A big silver lining: Firms will get much more transparency into how the tests work.

Wall Street's Next Fed Stress Test Assumes Deepest Recession Yet
Pedestrians walk along Wall Street near the New York Stock Exchange (NYSE) in New York. (Photographer: Michael Nagle/Bloomberg)

(Bloomberg) -- Wall Street will face particularly tough stress tests this year, with the Federal Reserve requiring banks to show they can keep lending during a harsh global recession.

A big silver lining: Firms will get much more transparency into how the tests work.

The 2019 exams will assume the biggest jump in U.S. unemployment the exercises have ever envisioned -- rising more than 6 percentage points to 10 percent joblessness. Yields on 10-year treasuries will also fall, along with prices for commercial real estate and housing.

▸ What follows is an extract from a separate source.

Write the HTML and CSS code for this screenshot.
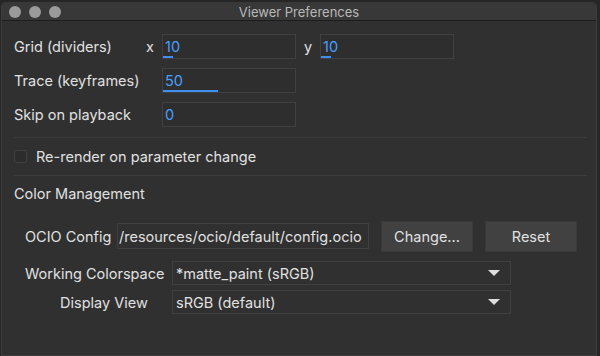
FILE: index.html
```html
<!DOCTYPE html>
<html lang="en">
<head>
  <meta charset="UTF-8">
  <title>Viewer Preferences</title>
  <link rel="stylesheet" href="styles.css">
</head>
<body>
  <div class="window">
    <div class="titlebar">
      <div class="lights">
        <span class="light"></span>
        <span class="light"></span>
        <span class="light"></span>
      </div>
      <div class="title">Viewer Preferences</div>
    </div>
    <div class="content">
      <div class="row">
        <span class="label">Grid (dividers)</span>
        <span class="axis">x</span>
        <div class="field"><span class="val">10</span><span class="bar" style="width: 10px"></span></div>
        <span class="axis axis-y">y</span>
        <div class="field"><span class="val">10</span><span class="bar" style="width: 10px"></span></div>
      </div>
      <div class="row">
        <span class="label label-wide">Trace (keyframes)</span>
        <div class="field"><span class="val">50</span><span class="bar" style="width: 55px"></span></div>
      </div>
      <div class="row">
        <span class="label label-wide">Skip on playback</span>
        <div class="field"><span class="val">0</span></div>
      </div>
      <div class="divider"></div>
      <div class="check-row">
        <span class="checkbox"></span>
        <span>Re-render on parameter change</span>
      </div>
      <div class="divider"></div>
      <div class="section">Color Management</div>
      <div class="ocio-row">
        <span class="ocio-label">OCIO Config</span>
        <div class="path">/resources/ocio/default/config.ocio</div>
        <button class="btn">Change...</button>
        <button class="btn">Reset</button>
      </div>
      <div class="combo-row">
        <span class="combo-label">Working Colorspace</span>
        <div class="combo"><span>*matte_paint (sRGB)</span><span class="arrow"></span></div>
      </div>
      <div class="combo-row">
        <span class="combo-label combo-label-short">Display View</span>
        <div class="combo"><span>sRGB (default)</span><span class="arrow"></span></div>
      </div>
    </div>
  </div>
</body>
</html>
```

FILE: styles.css
```css
* { margin: 0; padding: 0; box-sizing: border-box; }
body {
  width: 600px;
  height: 356px;
  background: #262626;
  font-family: 'Inter', 'Liberation Sans', sans-serif;
  font-size: 14.5px;
  color: #e0e0e0;
  overflow: hidden;
}
.window {
  margin: 2px 3px 0 1px;
  height: 354px;
  background: #303030;
  border: 1px solid #3d3d3d;
  border-top: none;
  border-radius: 5px 5px 0 0;
  display: flex;
  flex-direction: column;
}
.titlebar {
  height: 19px;
  background: #383838;
  border-bottom: 1px solid #1c1c1c;
  border-radius: 5px 5px 0 0;
  position: relative;
  display: flex;
  align-items: center;
}
.lights {
  display: flex;
  gap: 8px;
  padding-left: 7px;
  padding-top: 1px;
}
.light {
  width: 12px;
  height: 12px;
  border-radius: 50%;
  background: #9a9a9a;
}
.title {
  position: absolute;
  left: 0;
  right: 0;
  top: 2px;
  text-align: center;
  font-size: 13px;
  color: #b9b9b9;
}
.content {
  padding: 13px 10px 0 12px;
  display: flex;
  flex-direction: column;
}
.row {
  display: flex;
  align-items: center;
  height: 25px;
  margin-bottom: 9px;
}
.label { width: 132px; }
.label-wide { width: 148px; }
.axis { width: 16px; }
.axis-y { width: 16px; margin-left: 8px; }
.field {
  width: 134px;
  height: 25px;
  border: 1px solid #404040;
  background: #2e2e2e;
  position: relative;
  padding-left: 2px;
  display: flex;
  align-items: center;
}
.val { color: #4a9eff; }
.bar {
  position: absolute;
  left: 0;
  bottom: 0;
  height: 2px;
  background: #3f8ff0;
}
.divider {
  height: 1px;
  background: #3c3c3c;
  margin: 1px 0 0;
  width: 573px;
}
.check-row {
  display: flex;
  align-items: center;
  gap: 9px;
  height: 36px;
}
.checkbox {
  width: 13px;
  height: 13px;
  border: 1px solid #404040;
  background: #2c2c2c;
  border-radius: 2px;
}
.section {
  padding-top: 9px;
  height: 44px;
}
.ocio-row {
  display: flex;
  align-items: center;
  padding-left: 11px;
  height: 32px;
}
.ocio-label { width: 92px; }
.path {
  width: 252px;
  height: 26px;
  border: 1px solid #404040;
  padding-left: 1px;
  display: flex;
  align-items: center;
  white-space: nowrap;
  overflow: hidden;
}
.btn {
  width: 92px;
  height: 31px;
  margin-left: 12px;
  background: #414141;
  border: 1px solid #393939;
  color: #e0e0e0;
  font-family: inherit;
  font-size: 14.5px;
}
.combo-row {
  display: flex;
  align-items: center;
  height: 24px;
  margin-top: 5px;
}
.ocio-row + .combo-row { margin-top: 9px; }
.combo-label {
  width: 158px;
  padding-left: 11px;
  white-space: nowrap;
}
.combo-label-short { padding-left: 46px; }
.combo {
  width: 339px;
  height: 24px;
  border: 1px solid #404040;
  padding: 0 10px 0 3px;
  display: flex;
  align-items: center;
  justify-content: space-between;
}
.arrow {
  width: 0;
  height: 0;
  border-left: 6px solid transparent;
  border-right: 6px solid transparent;
  border-top: 6px solid #dedede;
}
```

Wall Street's Next Fed Stress Test Assumes Deepest Recession Yet

Big banks such as JPMorgan Chase & Co., Goldman Sachs Group Inc. and Citigroup Inc. must measure their performance against the hypothetical scenarios and prove their actual plans for dividends and share buybacks wouldn’t compromise their ability to weather such a downturn.

The key difference in this year’s tests -- called the Comprehensive Capital Analysis and Review -- is a newly finalized transparency campaign. The Fed announced Tuesday that it’s making several changes, including letting banks see the loss rates of actual and hypothetical loans under the regulator’s models. The Fed will also provide lenders with more information about the equations and variables that influence the results.

The revisions might allow banks to veer closer to the edge of permitted capital minimums without as much fear that they will slip below what the Fed requires.

“The hypothetical scenario features the largest unemployment rate change to date,” Vice Chairman for Supervision Randal Quarles said in a statement about this year’s tests, the results of which will be announced by June 30. “We are confident this scenario will effectively test the resiliency of the nation’s largest banks.”

Banks with more than $100 billion in assets are subject to the tests and must submit their capital plans by April 5. But the Fed also announced firms between $100 billion and $250 billion will get further relief, putting their tests on an extended timeline that leaves them out of the 2019 process. The Fed still plans to propose a rule for how it will handle those lenders’ capital-distribution plans.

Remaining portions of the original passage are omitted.